Wikinvest Wire

Russia gets to pick up the chips

Friday, October 19, 2007

The unseemly begging for lower oil prices by on-air personalities at CNBC was overshadowed only by the gravity of the whole situation as T.Boone Pickens showed up again the other day to talk about the price of crude (hat tip to Khebab at The Oil Drum).


In his last appearance, the Texas oilman predicted "eighty before eighty", as in, eighty dollars before he turns eighty years old next May. And back in March, when crude oil was in the mid-$60s, it was "seventy-five before fifty-five".

With West Texas Intermediate crude at $87 when the segment was taped, the latest prognostication was for $100 crude within the next year - maybe before the end of this year.
I'm not going to say that it's going to occur in the fourth quarter but, I still believe that 85 million barrels (per day) is all the supply is and you're going to have demand of 88 million barrels and it's going to get very, very dicey here in the fourth quarter. It's already getting that way.
...
We've never been where we are today at $87 a barrel and we're still whistling along. Everybody seems to be, "So what? Eighty-seven. We can handle $87". But we haven't handled it for very long of course.

But, I don't know where you choke. I don't know where the world chokes on the price, but with the value of the dollar where it is and you look at where a lot of the oil is being purchased around the world - it's probably twenty dollars under what we're paying - I don't know, maybe the world can handle $100 oil.
One hundred dollar oil doesn't sound so crazy anymore.

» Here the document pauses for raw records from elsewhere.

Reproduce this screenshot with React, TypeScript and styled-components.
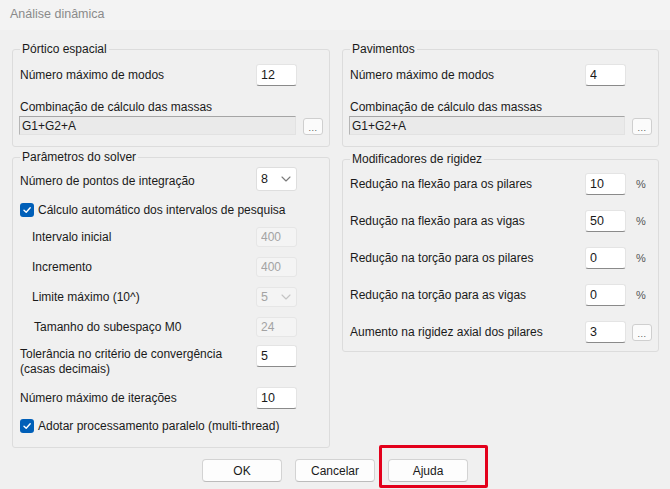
import React from "react";
import styled, { createGlobalStyle } from "styled-components";

const GlobalStyle = createGlobalStyle`
  html, body { margin: 0; padding: 0; background: #f0f0f0; }
  body {
    font-family: "Liberation Sans", Arial, sans-serif;
    font-size: 12px;
    color: #1a1a1a;
  }
  * { box-sizing: border-box; }
`;

const Dialog = styled.div`
  width: 670px;
  height: 489px;
  background: #f0f0f0;
  display: flex;
  flex-direction: column;
  overflow: hidden;
`;

const TitleBar = styled.div`
  height: 30px;
  padding: 7px 0 0 10px;
  line-height: 14px;
  font-size: 12.5px;
  color: #8a8a8a;
  background: #f3f3f3;
`;

const Body = styled.div`
  display: grid;
  grid-template-columns: 318px 317px;
  column-gap: 12px;
  padding: 12px 0 0 12px;
  align-items: start;
`;

const Column = styled.div<{ $gap: number }>`
  display: flex;
  flex-direction: column;
  gap: ${(p) => p.$gap}px;
`;

const GroupBox = styled.fieldset`
  margin: 0;
  padding: 0 6px 0 7px;
  border: 1px solid #dcdcdc;
  border-radius: 3px;
  min-width: 0;
`;

const Legend = styled.legend`
  padding: 0 2px;
  line-height: 14px;
  font-size: 12px;
  color: #1a1a1a;
`;

const GroupContent = styled.div<{ $top: number; $bottom: number; $gap?: number }>`
  display: flex;
  flex-direction: column;
  gap: ${(p) => p.$gap ?? 0}px;
  padding: ${(p) => p.$top}px 0 ${(p) => p.$bottom}px;
`;

const FieldRow = styled.div<{ $h: number; $mt?: number; $top?: boolean }>`
  display: grid;
  grid-template-columns: 1fr 41px 20px;
  column-gap: 6px;
  align-items: ${(p) => (p.$top ? "start" : "center")};
  height: ${(p) => p.$h}px;
  margin-top: ${(p) => p.$mt ?? 0}px;
`;

const Label = styled.span<{ $indent?: number; $drop?: number }>`
  padding-left: ${(p) => p.$indent ?? 0}px;
  padding-top: ${(p) => p.$drop ?? 0}px;
  white-space: nowrap;
  line-height: 14px;
`;

const MultiLabel = styled.span`
  padding-top: 2px;
  line-height: 15px;
`;

const Caption = styled.div<{ $mt: number }>`
  margin-top: ${(p) => p.$mt}px;
  line-height: 14px;
`;

const TextInput = styled.input`
  width: 41px;
  height: 22px;
  margin: 0;
  padding: 0 4px;
  border: 1px solid #e4e4e4;
  border-bottom: 1px solid #8a8a8a;
  border-radius: 3px;
  background: #ffffff;
  font: inherit;
  font-size: 12.5px;
  color: #1a1a1a;
  outline: none;
`;

const DisabledInput = styled.input`
  width: 41px;
  height: 20px;
  margin: 0;
  padding: 0 4px;
  border: 1px solid #e6e6e6;
  border-radius: 3px;
  background: #f4f4f4;
  font: inherit;
  color: #a3a3a3;
  outline: none;
`;

const ComboRow = styled.div<{ $mt: number }>`
  display: grid;
  grid-template-columns: 1fr 20px;
  column-gap: 6px;
  align-items: end;
  height: 19px;
  margin-top: ${(p) => p.$mt}px;
`;

const SunkenField = styled.input`
  width: 100%;
  height: 19px;
  margin: 0 0 0 -1px;
  padding: 0 2px;
  border: 1px solid #e2e2e2;
  border-top-color: #a5a5a5;
  border-left-color: #b5b5b5;
  background: #eaeaea;
  font: inherit;
  color: #1a1a1a;
  outline: none;
`;

const EllipsisButton = styled.button`
  width: 20px;
  height: 17px;
  margin: 0;
  padding: 0 0 2px;
  border: 1px solid #cfcfcf;
  border-radius: 3px;
  background: #fbfbfb;
  display: flex;
  align-items: flex-end;
  justify-content: center;
  font-family: inherit;
  font-size: 9px;
  line-height: 8px;
  color: #555555;
  letter-spacing: 0.5px;
`;

const Select = styled.div<{ $disabled?: boolean }>`
  width: 41px;
  height: ${(p) => (p.$disabled ? 20 : 24)}px;
  padding: 0 5px 0 4px;
  border: 1px solid ${(p) => (p.$disabled ? "#e6e6e6" : "#dedede")};
  border-radius: 3px;
  background: ${(p) => (p.$disabled ? "#f4f4f4" : "#ffffff")};
  color: ${(p) => (p.$disabled ? "#a3a3a3" : "#1a1a1a")};
  display: flex;
  align-items: center;
  justify-content: space-between;
  font-size: 12.5px;
`;

const Unit = styled.span`
  padding-left: 4px;
  font-size: 11px;
  color: #555555;
`;

const CheckRow = styled.label<{ $mt: number; $h: number }>`
  display: flex;
  align-items: center;
  gap: 4px;
  height: ${(p) => p.$h}px;
  margin-top: ${(p) => p.$mt}px;
  white-space: nowrap;
`;

const CheckBox = styled.span`
  width: 14px;
  height: 14px;
  border-radius: 3px;
  background: #005fb8;
  display: flex;
  align-items: center;
  justify-content: center;
  flex: none;
`;

const Footer = styled.div`
  display: flex;
  justify-content: center;
  gap: 13px;
  padding-top: 11px;
`;

const DialogButton = styled.button`
  width: 80px;
  height: 23px;
  margin: 0;
  padding: 0;
  border: 1px solid #d3d3d3;
  border-bottom-color: #bcbcbc;
  border-radius: 4px;
  background: #fdfdfd;
  font-family: inherit;
  font-size: 12px;
  color: #1a1a1a;
`;

const HighlightWrap = styled.span`
  position: relative;
  display: inline-flex;
`;

const Highlight = styled.span`
  position: absolute;
  left: -9px;
  right: -20px;
  top: -14px;
  bottom: -6px;
  border: 3px solid #e3001b;
  border-radius: 2px;
  pointer-events: none;
`;

const Chevron = ({ color }: { color: string }) => (
  <svg width="10" height="6" viewBox="0 0 10 6" fill="none">
    <path d="M1 1 L5 5 L9 1" stroke={color} strokeWidth="1.1" strokeLinecap="round" strokeLinejoin="round" />
  </svg>
);

const Check = () => (
  <CheckBox>
    <svg width="10" height="10" viewBox="0 0 10 10" fill="none">
      <path d="M2 5.2 L4.2 7.3 L8.2 2.8" stroke="#ffffff" strokeWidth="1.4" strokeLinecap="round" strokeLinejoin="round" />
    </svg>
  </CheckBox>
);

const MassGroup = ({ title, modes }: { title: string; modes: string }) => (
  <GroupBox>
    <Legend>{title}</Legend>
    <GroupContent $top={8} $bottom={11}>
      <FieldRow $h={22}>
        <Label>Número máximo de modos</Label>
        <TextInput defaultValue={modes} />
      </FieldRow>
      <Caption $mt={14}>Combinação de cálculo das massas</Caption>
      <ComboRow $mt={2}>
        <SunkenField readOnly defaultValue="G1+G2+A" />
        <EllipsisButton>...</EllipsisButton>
      </ComboRow>
    </GroupContent>
  </GroupBox>
);

const disabledRows = [
  { label: "Intervalo inicial", value: "400", indent: 12 },
  { label: "Incremento", value: "400", indent: 12 },
];

const modifiers = [
  { label: "Redução na flexão para os pilares", value: "10" },
  { label: "Redução na flexão para as vigas", value: "50" },
  { label: "Redução na torção para os pilares", value: "0" },
  { label: "Redução na torção para as vigas", value: "0" },
];

export default function App() {
  return (
    <>
      <GlobalStyle />
      <Dialog>
        <TitleBar>Análise dinâmica</TitleBar>
        <Body>
          <Column $gap={3}>
            <MassGroup title="Pórtico espacial" modes="12" />
            <GroupBox>
              <Legend>Parâmetros do solver</Legend>
              <GroupContent $top={3} $bottom={14}>
                <FieldRow $h={24}>
                  <Label $drop={4}>Número de pontos de integração</Label>
                  <Select>
                    <span>8</span>
                    <Chevron color="#7a7a7a" />
                  </Select>
                </FieldRow>
                <CheckRow $mt={11} $h={16}>
                  <Check />
                  <span>Cálculo automático dos intervalos de pesquisa</span>
                </CheckRow>
                {disabledRows.map((r, i) => (
                  <FieldRow key={r.label} $h={30} $mt={i === 0 ? 4 : 0}>
                    <Label $indent={r.indent}>{r.label}</Label>
                    <DisabledInput disabled defaultValue={r.value} />
                  </FieldRow>
                ))}
                <FieldRow $h={30}>
                  <Label $indent={12}>Limite máximo (10^)</Label>
                  <Select $disabled>
                    <span>5</span>
                    <Chevron color="#c4c4c4" />
                  </Select>
                </FieldRow>
                <FieldRow $h={30}>
                  <Label $indent={14}>Tamanho do subespaço M0</Label>
                  <DisabledInput disabled defaultValue="24" />
                </FieldRow>
                <FieldRow $h={32} $mt={3} $top>
                  <MultiLabel>
                    Tolerância no critério de convergência
                    <br />
                    (casas decimais)
                  </MultiLabel>
                  <TextInput defaultValue="5" />
                </FieldRow>
                <FieldRow $h={22} $mt={10}>
                  <Label>Número máximo de iterações</Label>
                  <TextInput defaultValue="10" />
                </FieldRow>
                <CheckRow $mt={10} $h={14}>
                  <Check />
                  <span>Adotar processamento paralelo (multi-thread)</span>
                </CheckRow>
              </GroupContent>
            </GroupBox>
          </Column>
          <Column $gap={5}>
            <MassGroup title="Pavimentos" modes="4" />
            <GroupBox>
              <Legend>Modificadores de rigidez</Legend>
              <GroupContent $top={7} $bottom={8} $gap={15}>
                {modifiers.map((m) => (
                  <FieldRow key={m.label} $h={22}>
                    <Label>{m.label}</Label>
                    <TextInput defaultValue={m.value} />
                    <Unit>%</Unit>
                  </FieldRow>
                ))}
                <FieldRow $h={22}>
                  <Label>Aumento na rigidez axial dos pilares</Label>
                  <TextInput defaultValue="3" />
                  <EllipsisButton>...</EllipsisButton>
                </FieldRow>
              </GroupContent>
            </GroupBox>
          </Column>
        </Body>
        <Footer>
          <DialogButton>OK</DialogButton>
          <DialogButton>Cancelar</DialogButton>
          <HighlightWrap>
            <DialogButton>Ajuda</DialogButton>
            <Highlight />
          </HighlightWrap>
        </Footer>
      </Dialog>
    </>
  );
}
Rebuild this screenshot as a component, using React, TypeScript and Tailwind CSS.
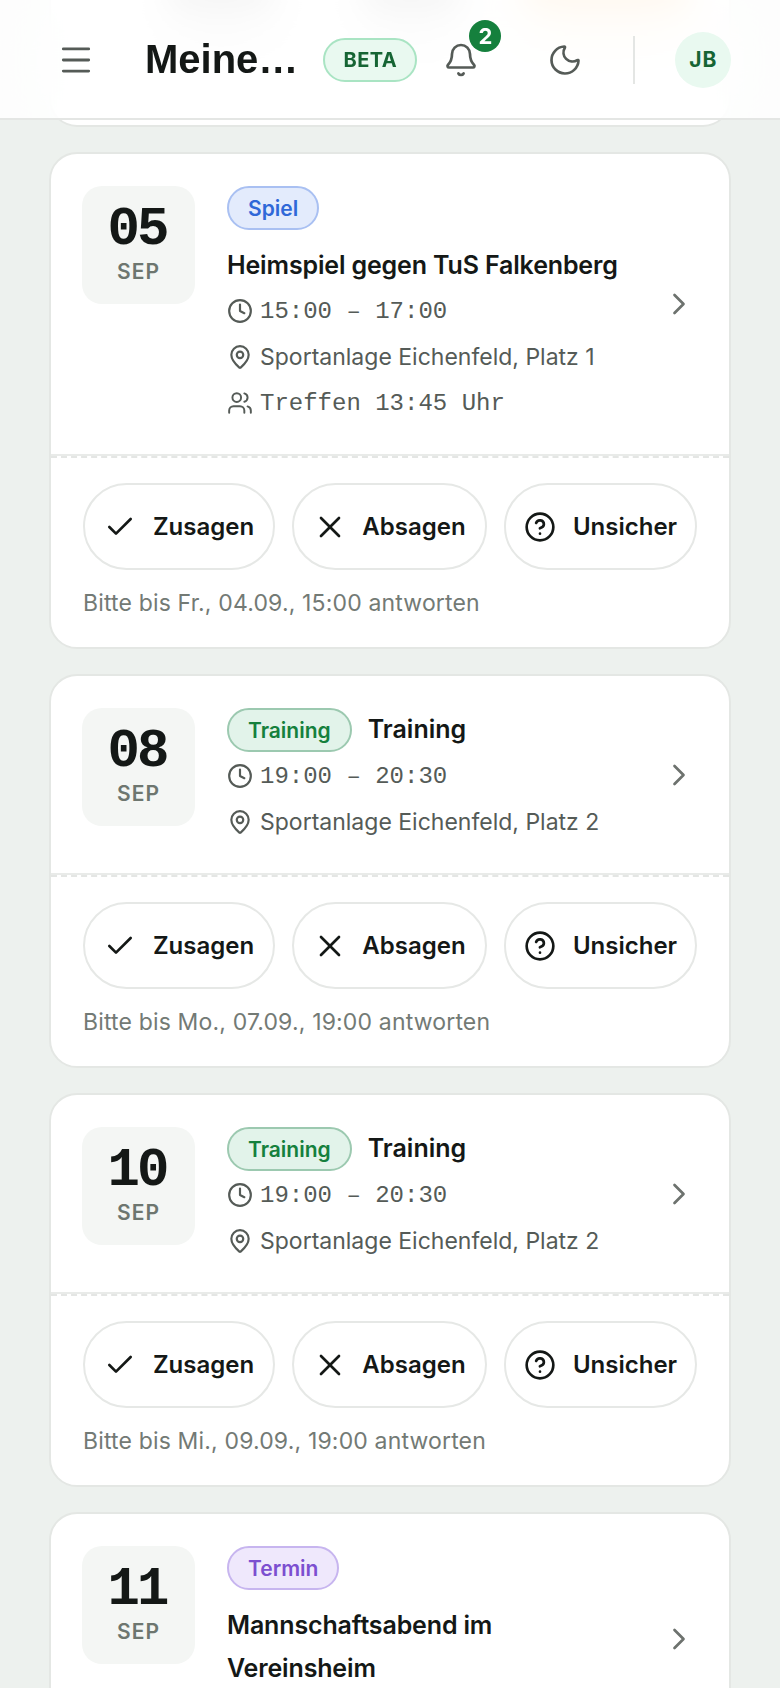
import { Bell, Check, ChevronRight, CircleHelp, Clock, MapPin, Menu, Moon, Users, X } from "lucide-react";

const SANS = "font-['Inter','Noto_Sans',sans-serif]";

type Rsvp = { date: string; month: string; kind: "Spiel" | "Training" | "Termin" };

const KIND_STYLES = {
  Spiel: "bg-[#e3ebfc] border-[#a9c0f2] text-[#2f68d8]",
  Training: "bg-[#e2f3ea] border-[#9cc9b0] text-[#15803d]",
  Termin: "bg-[#efe8fc] border-[#c7b5ef] text-[#7c4fd0]",
};

function Chip({ kind }: { kind: Rsvp["kind"] }) {
  return (
    <span
      className={`inline-flex h-[44px] items-center rounded-full border-2 px-[19px] pt-[1px] text-[21px] font-semibold ${KIND_STYLES[kind]}`}
    >
      {kind}
    </span>
  );
}

function DateBox({ day }: { day: string }) {
  return (
    <div className="flex h-[118px] w-[113px] shrink-0 flex-col items-center rounded-[20px] bg-[#f4f6f4] pt-[16px]">
      <span className="pr-[3px] font-['Liberation_Mono',monospace] text-[54px] leading-[56px] font-bold tracking-[-3px] text-[#141816]">
        {day}
      </span>
      <span className="text-[21px] leading-[28px] font-semibold tracking-[1px] text-[#6d766f]">SEP</span>
    </div>
  );
}

function MetaRow({ icon, children, mono }: { icon: React.ReactNode; children: React.ReactNode; mono?: boolean }) {
  return (
    <div
      className={`flex h-[46px] items-center gap-[7px] text-[#555b57] ${
        mono ? "font-['Liberation_Mono',monospace] text-[24px]" : "text-[23px]"
      }`}
    >
      <span className="flex w-[26px] shrink-0 justify-center">{icon}</span>
      <span className={mono ? "pt-[2px]" : ""}>{children}</span>
    </div>
  );
}

function RsvpButton({ icon, label, width }: { icon: React.ReactNode; label: string; width: string }) {
  return (
    <button
      className={`flex h-[87px] items-center justify-center gap-[17px] rounded-full border-2 border-[#e6e8e6] bg-white text-[24px] font-semibold text-[#141816] ${width}`}
    >
      {icon}
      {label}
    </button>
  );
}

function Actions({ deadline }: { deadline: string }) {
  return (
    <div className="border-t-2 border-dashed border-[#e4e6e4] px-[32px] pt-[25px] pb-[28px]">
      <div className="flex gap-[17px]">
        <RsvpButton width="w-[192px]" label="Zusagen" icon={<Check size={32} strokeWidth={2} />} />
        <RsvpButton
          width="w-[195px]"
          label="Absagen"
          icon={<X className="-mr-[3px] -ml-[1px]" size={36} strokeWidth={1.8} />}
        />
        <RsvpButton width="w-[193px]" label="Unsicher" icon={<CircleHelp size={32} strokeWidth={2} />} />
      </div>
      <p className="mt-[17px] text-[23px] leading-[32px] tracking-[0.16px] text-[#737a75]">{deadline}</p>
    </div>
  );
}

const clock = <Clock size={26} strokeWidth={2} />;
const pin = <MapPin size={26} strokeWidth={2} />;
const users = <Users size={26} strokeWidth={1.8} />;

function Card({ children, deadline }: { children: React.ReactNode; deadline?: string }) {
  return (
    <section className="rounded-[28px] border-2 border-[#e4e7e4] bg-white">
      <div
        className={`flex items-center pt-[32px] pr-[32px] pb-[28px] pl-[31px] ${
          deadline ? "border-b-2 border-[#e9ebe9]" : ""
        }`}
      >
        {children}
        <ChevronRight className="ml-auto -mt-[4px] shrink-0 text-[#6d726e]" size={36} strokeWidth={1.8} />
      </div>
      {deadline && <Actions deadline={deadline} />}
    </section>
  );
}

function TrainingCard({ day, deadline }: { day: string; deadline: string }) {
  return (
    <Card deadline={deadline}>
      <div className="flex flex-1 gap-[32px] self-start">
        <DateBox day={day} />
        <div>
          <div className="flex items-center gap-[16px]">
            <Chip kind="Training" />
            <span className="text-[25px] font-semibold text-[#141816]">Training</span>
          </div>
          <div className="mt-[1px]">
            <MetaRow mono icon={clock}>19:00 – 20:30</MetaRow>
            <MetaRow icon={pin}>Sportanlage Eichenfeld, Platz 2</MetaRow>
          </div>
        </div>
      </div>
    </Card>
  );
}

export default function App() {
  return (
    <div className={`relative h-[1688px] overflow-hidden bg-[#edf1ee] ${SANS}`}>
      {/* header sits over the scrolled list */}
      <header className="absolute inset-x-0 top-0 z-10 flex h-[120px] items-center border-b-2 border-[#e4e6e4] bg-white/85 pt-[2px] pl-[57px] backdrop-blur-[28px]">
        <Menu className="shrink-0 text-[#555b57]" size={38} strokeWidth={1.8} />
        <h1 className="ml-[50px] -mt-[2px] font-['Liberation_Sans',sans-serif] text-[40px] font-bold text-[#141816]">
          Meine…
        </h1>
        <span className="ml-[25px] flex h-[44px] w-[94px] items-center justify-center rounded-full border-2 border-[#a9e4c3] bg-[#e9f9f0] text-[20px] font-bold tracking-[0.5px] text-[#166534]">
          BETA
        </span>
        <span className="relative ml-[26px]">
          <Bell className="text-[#555b57]" size={36} strokeWidth={1.8} />
          <span className="absolute -top-[22px] left-[26px] flex h-[32px] w-[32px] items-center justify-center rounded-full bg-[#15803d] text-[22px] font-bold text-white">
            2
          </span>
        </span>
        <Moon className="ml-[68px] text-[#555b57]" size={36} strokeWidth={1.8} />
        <span className="ml-[50px] h-[48px] w-[2px] bg-[#e4e6e4]" />
        <span className="ml-[40px] flex h-[56px] w-[56px] items-center justify-center rounded-full bg-[#e9f9f0] text-[21px] font-bold tracking-[1px] text-[#166534]">
          JB
        </span>
      </header>

      <main className="flex flex-col gap-[25px] px-[49px]">
        {/* previous card, scrolled mostly under the header */}
        <section className="relative h-[127px] overflow-hidden rounded-b-[28px] border-2 border-t-0 border-[#e4e7e4] bg-white">
          <span className="absolute top-[-20px] left-[115px] h-[40px] w-[110px] rounded-full bg-[#a8a8a8] blur-[16px]" />
          <span className="absolute top-[-20px] left-[310px] h-[40px] w-[100px] rounded-full bg-[#a8a8a8] blur-[16px]" />
          <span className="absolute top-[-20px] left-[470px] h-[40px] w-[170px] rounded-full bg-[#f8c47e] blur-[16px]" />
        </section>

        <Card deadline="Bitte bis Fr., 04.09., 15:00 antworten">
          <div className="flex flex-1 gap-[32px] self-start">
            <DateBox day="05" />
            <div>
              <Chip kind="Spiel" />
              <h2 className="mt-[14px] text-[25px] leading-[42px] font-semibold tracking-[-0.15px] text-[#141816]">
                Heimspiel gegen TuS Falkenberg
              </h2>
              <div className="mt-[2px]">
                <MetaRow mono icon={clock}>15:00 – 17:00</MetaRow>
                <MetaRow icon={pin}>Sportanlage Eichenfeld, Platz 1</MetaRow>
                <MetaRow mono icon={users}>Treffen 13:45 Uhr</MetaRow>
              </div>
            </div>
          </div>
        </Card>

        <TrainingCard day="08" deadline="Bitte bis Mo., 07.09., 19:00 antworten" />
        <TrainingCard day="10" deadline="Bitte bis Mi., 09.09., 19:00 antworten" />

        <Card>
          <div className="flex flex-1 gap-[32px] self-start">
            <DateBox day="11" />
            <div className="pb-[46px]">
              <Chip kind="Termin" />
              <h2 className="mt-[14px] text-[25px] leading-[43px] font-semibold tracking-[-0.15px] text-[#141816]">
                Mannschaftsabend im
                <br />
                Vereinsheim
              </h2>
            </div>
          </div>
        </Card>
      </main>
    </div>
  );
}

The CNBC staff then proceeded to whine about terrorism, the Turkish government, speculators and a host of other factors that were causing the price to run up. It was rather unseemly - like a bunch of spoiled kids who weren't getting their way.

The thought of higher energy prices causing problems for stocks - preventing them from going on to make new all-time highs every other week - is apparently just too much to bear for some. A simple search could quickly find a name to go with these words, but it's hardly worth the effort.
Because Boone, you know how many hurricane bumps that we got in the last two years in the oil market and we didn't have a hurricane in the last two years and it never gives back any of the premium that goes in for the worry about the hurricane.
Waaa! Waaa! Waaa!

When asked the rhetorical question of whether the pictures on the front page of the Financial Times, showing Russian President Vladimir Putin and Iranian President Mahmoud Ahmadinejad, would make the oil price go down, Boone replied:
No it doesn't. You know, when you look at those two guys there - the two biggest natural gas producers in the world are Russia and Iran. And when you look at the two biggest oil producers in the world it's Russia and Saudi Arabia. So Russia gets to pick up the chips on natural gas and oil, Iran on natural gas, and Saudi Arabia on oil.
Part of the reason why the energy situation will have to get much, much worse before it gets better is this sort of incessant optimism and unfounded hope on the part of the mainstream media that somehow Steve Forbes' $35 oil predictions will one day come true.